Under the MCI lens tell me of the life of Tenzing Norgay.

 

If Hillary was the man who held the power to dominate the narrative and declined to, Tenzing Norgay is the more searching case under the lens: the man positioned beneath the asymmetry I flagged in the Everest reading, who had to exercise constitutional virtue inside constraints he did not set and could not have removed. The framework is at its most uncomfortable — and most useful — when the question isn't "did this person govern their power well?" but "how does constitutional maturity look from the side of the system that holds less of the option set?"

Capability was never his deficit. This is the first inversion. Tenzing had arguably more mountain than anyone alive — years of high-altitude expeditions through the 1930s and after, the near-summit on the Swiss attempt in 1952, a depth of experience on Everest that exceeded most of the Europeans who employed him. In MCI's terms he is the purest demonstration that capability and standing are decoupled: maximal competence, structurally subordinate position. The framework says capability is necessary but radically insufficient for superiority; Tenzing's life says the converse just as sharply — that a system can be denied recognition of its superiority by the legitimacy structures around it, regardless of how much capability it actually holds. That's legitimacy maintenance read from the receiving end. He didn't lose legitimacy through his own conduct; it was rationed to him by a colonial honours system that gave Hillary and Hunt knighthoods and gave Tenzing the George Medal. The lens names that precisely: the substrate withholding equal standing from the agent whose labour the whole enterprise depended on.

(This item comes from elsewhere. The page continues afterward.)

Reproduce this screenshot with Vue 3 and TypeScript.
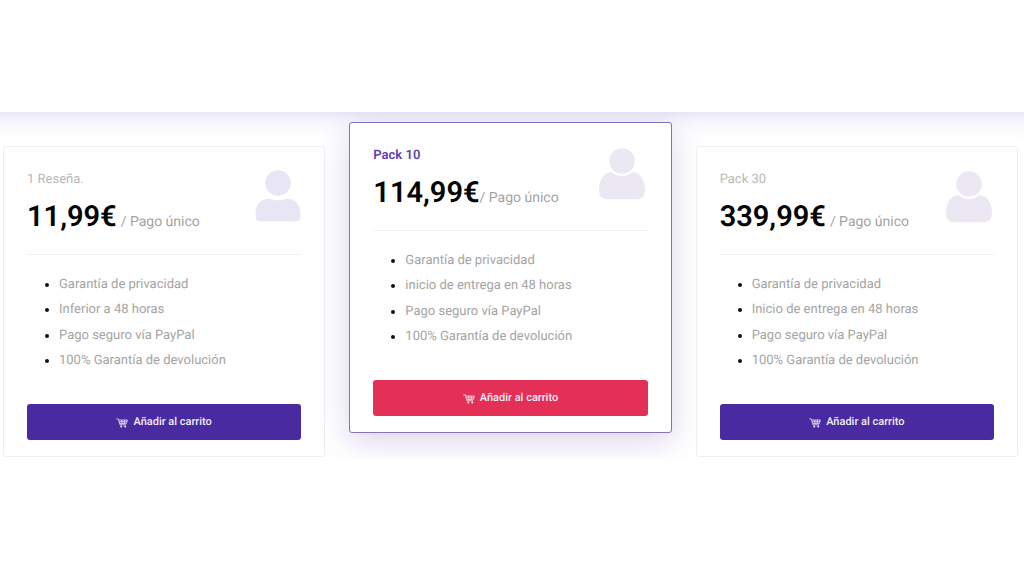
<script setup lang="ts">
interface Plan {
  id: string
  name: string
  price: string
  spaced: boolean
  featured: boolean
  icon: 'flat' | 'round'
  features: string[]
}

const plans: Plan[] = [
  {
    id: 'single',
    name: '1 Reseña.',
    price: '11,99€',
    spaced: true,
    featured: false,
    icon: 'flat',
    features: ['Garantía de privacidad', 'Inferior a 48 horas', 'Pago seguro vía PayPal', '100% Garantía de devolución'],
  },
  {
    id: 'pack-10',
    name: 'Pack 10',
    price: '114,99€',
    spaced: false,
    featured: true,
    icon: 'round',
    features: ['Garantía de privacidad', 'inicio de entrega en 48 horas', 'Pago seguro vía PayPal', '100% Garantía de devolución'],
  },
  {
    id: 'pack-30',
    name: 'Pack 30',
    price: '339,99€',
    spaced: true,
    featured: false,
    icon: 'round',
    features: ['Garantía de privacidad', 'Inicio de entrega en 48 horas', 'Pago seguro vía PayPal', '100% Garantía de devolución'],
  },
]
</script>

<template>
  <main class="page">
    <section class="pricing">
      <article v-for="plan in plans" :key="plan.id" class="card" :class="{ featured: plan.featured }">
        <header class="head">
          <div>
            <h2 class="name">{{ plan.name }}</h2>
            <p class="amount" :class="{ spaced: plan.spaced }">
              <strong class="price">{{ plan.price }}</strong>
              <span class="term">/ Pago único</span>
            </p>
          </div>
          <svg v-if="plan.icon === 'flat'" class="person flat" viewBox="0 0 46 52" aria-hidden="true">
            <circle cx="23" cy="13" r="12.8" />
            <path d="M13 29C17 28.4 17.5 30.3 23 30.3S29 28.4 33 29C40 29 45.3 35 45.3 42V47.5Q45.3 51.3 41.5 51.3H4.5Q.7 51.3 .7 47.5V42C.7 35 6 29 13 29Z" />
          </svg>
          <svg v-else class="person" viewBox="0 0 46 52" aria-hidden="true">
            <circle cx="23" cy="13" r="12.8" />
            <path d="M11.5 24.3C14 24 15.5 28 23 28S32 24 34.5 24.3C42 24.7 46 33 46 42.5Q46 51.3 37.5 51.3H8.5Q0 51.3 0 42.5C0 33 4 24.7 11.5 24.3Z" />
          </svg>
        </header>
        <ul class="features">
          <li v-for="feature in plan.features" :key="feature"><span>{{ feature }}</span></li>
        </ul>
        <button type="button" class="buy">
          <svg class="cart" viewBox="0 0 12 10" aria-hidden="true">
            <path d="M.3 .8H2.2L4 6.8H10.2M2.700 2H11.4L10.4 5.400H3.900M3.300 3.700H10.800M5.500 2L6 5.500M8.500 2L8.200 5.500" />
            <circle cx="5.2" cy="8.6" r="1" />
            <circle cx="9.2" cy="8.6" r="1" />
          </svg>
          <span>Añadir al carrito</span>
        </button>
      </article>
    </section>
  </main>
</template>

<style>
body {
  margin: 0;
  background: #fff;
}
</style>

<style scoped>
.page {
  padding-top: 112px;
  font-family: Roboto, "Liberation Sans", sans-serif;
  text-rendering: geometricPrecision;
}
.pricing {
  display: grid;
  grid-template-columns: repeat(3, 1fr);
  align-items: start;
  gap: 24px;
  padding: 34px 6px 2px 3px;
  overflow: hidden;
  background: linear-gradient(#e9e6f6, #f5f4fb 8px, #fcfcfe 18px, #fff 30px);
}
.card {
  box-sizing: border-box;
  padding: 22px 23px 16px;
  border: 1px solid #f0f0f1;
  border-radius: 3px;
  background: #fff;
}
.featured {
  margin-top: -24px;
  margin-bottom: 24px;
  border-color: #8570c4;
  box-shadow: 0 8px 32px rgba(73, 42, 160, 0.2);
}
.head {
  display: flex;
  justify-content: space-between;
  align-items: flex-start;
  height: 85px;
  border-bottom: 1px solid #f1f1f2;
}
.name {
  margin: 0;
  font-size: 13px;
  line-height: 21px;
  font-weight: 400;
  color: #b9b9b9;
}
.featured .name {
  font-weight: 600;
  color: #5f3fb2;
}
.amount {
  display: flex;
  align-items: baseline;
  margin: 9px 0 0;
  line-height: 36px;
  white-space: nowrap;
}
.spaced {
  gap: 4px;
}
.price {
  font-size: 29px;
  font-weight: 600;
  color: #050505;
}
.term {
  font-size: 14px;
  color: #a3a3a3;
}
.person {
  width: 46px;
  height: 52px;
  margin: 2px 2px 0 0;
  fill: #ebe8f4;
}
.flat {
  margin: 1px 0 0;
  fill: #e8e6f4;
}
.featured .person {
  margin: 3px 3px 0 0;
}
.features {
  display: grid;
  grid-template-rows: repeat(4, 1fr);
  align-items: center;
  height: 102px;
  margin: 17px 0 30px;
  padding-left: 32px;
  font-size: 13px;
  line-height: 20px;
  color: #111;
}
.features span {
  color: #a4a4a4;
}
.buy {
  display: flex;
  justify-content: center;
  align-items: center;
  gap: 5px;
  width: 100%;
  height: 36px;
  padding: 0;
  border: 0;
  border-radius: 3px;
  background: #492aa0;
  color: #f1edfa;
  font-family: inherit;
  text-rendering: inherit;
  font-size: 11px;
  line-height: 18px;
  font-weight: 500;
  cursor: pointer;
}
.featured .buy {
  background: #e43056;
}
.cart {
  width: 12px;
  height: 10px;
  margin-top: 1px;
  fill: currentColor;
}
.cart path {
  fill: none;
  stroke: currentColor;
  stroke-width: 0.8;
}
</style>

The "who was first" question reads completely differently from his side. For Hillary, the agreement to say "together" was self-limitation about credit he could safely have claimed. For Tenzing it was something harder. He was pressed — repeatedly, and in charged nationalist settings, by Indian and Nepali crowds who wanted him to have been first as a matter of post-colonial pride — to weaponise the summit into a contest. Declining that, holding the partnership steady when others were trying to collapse it into a hierarchy that would have flattered him, is non-domination exercised under inducement to dominate. The framework would mark this as the genuinely difficult version: refusing to convert a capability into a claim is easy when claiming costs you nothing; it is a real constitutional act when a continent is offering to crown you.

A man claimed by three nations is the living form of the plurality premise. Tibet, Nepal, and India each asserted him; his birthplace and even his birth date are contested in the record. Under V1's Premise 2, plurality is a structural resource, and the pressure to collapse a heterogeneous thing into a single legible category is a diversity-collapse pressure. Tenzing was subjected to exactly that — every nation wanting to resolve him into one flag. The lens would read his refusal to be fully resolved, his remaining a man of the border, not as evasion but as a kind of fidelity to what he actually was. The framework prizes the agent who does not let an external authority flatten its categories; Tenzing had that done to him constantly and largely kept his footing.

The stewardship reading, and where it diverges sharply from Hillary's. Tenzing spent his post-summit decades as the first Director of Field Training at the Himalayan Mountaineering Institute in Darjeeling — training generation after generation of climbers. This is V9 outward-face stewardship again, the long unglamorous tending of a tradition rather than a single act. But here the lens should mark a real structural difference. Hillary's stewardship of the Khumbu carried the C4 risk I had to flag — an outsider building institutions for a community he was a guest in, with the attendant danger of creating dependence on the benefactor's vision. For Tenzing that risk substantially dissolves: you cannot create illegitimate external dependence on a community you belong to. He stewarded from inside the tradition, not above it. In MCI's vocabulary, his was non-domination by constitution rather than non-domination by discipline — the difference V5 draws between a virtue you must enact and one that is simply what you are.

The honest caveats the framework demands of itself. Two, and they matter. First, even Tenzing's "own voice" is mediated: he had little formal literacy early in life, and his autobiography was dictated and co-written. So the most intimate-seeming account of his interior is itself a legitimacy-and-voice problem — a man largely narrated by others, which is the documentary echo of the standing he was denied in life. The lens should not pretend to recover an inner Tenzing it cannot access. Second, the temptation here is to over-redeem him — to make him a flawless figure of dignity-under-injustice, which is its own kind of flattening, the mirror-image of the colonial diminishment. The framework's diversity-preservation principle cuts against that too: he was a full person, ambitious, sometimes frustrated, navigating fame and money and family and competing nations, and reducing him to a symbol of grace is just collapsing the plurality from the other direction.

So the framework's verdict, in its own idiom: Tenzing is the case that completes the Everest reading. Hillary showed what it looks like to hold power over the narrative and self-limit; Tenzing shows what it looks like to be denied equal standing and conduct yourself with constitutional integrity anyway — declining to dominate when domination was offered, refusing to be resolved into a single category when nations demanded it, and stewarding from within a tradition that was genuinely his. The summit photo shows two men. The lens insists they were not in symmetric positions when it was taken — and that the more demanding constitutional achievement may have belonged to the man the honours system ranked second.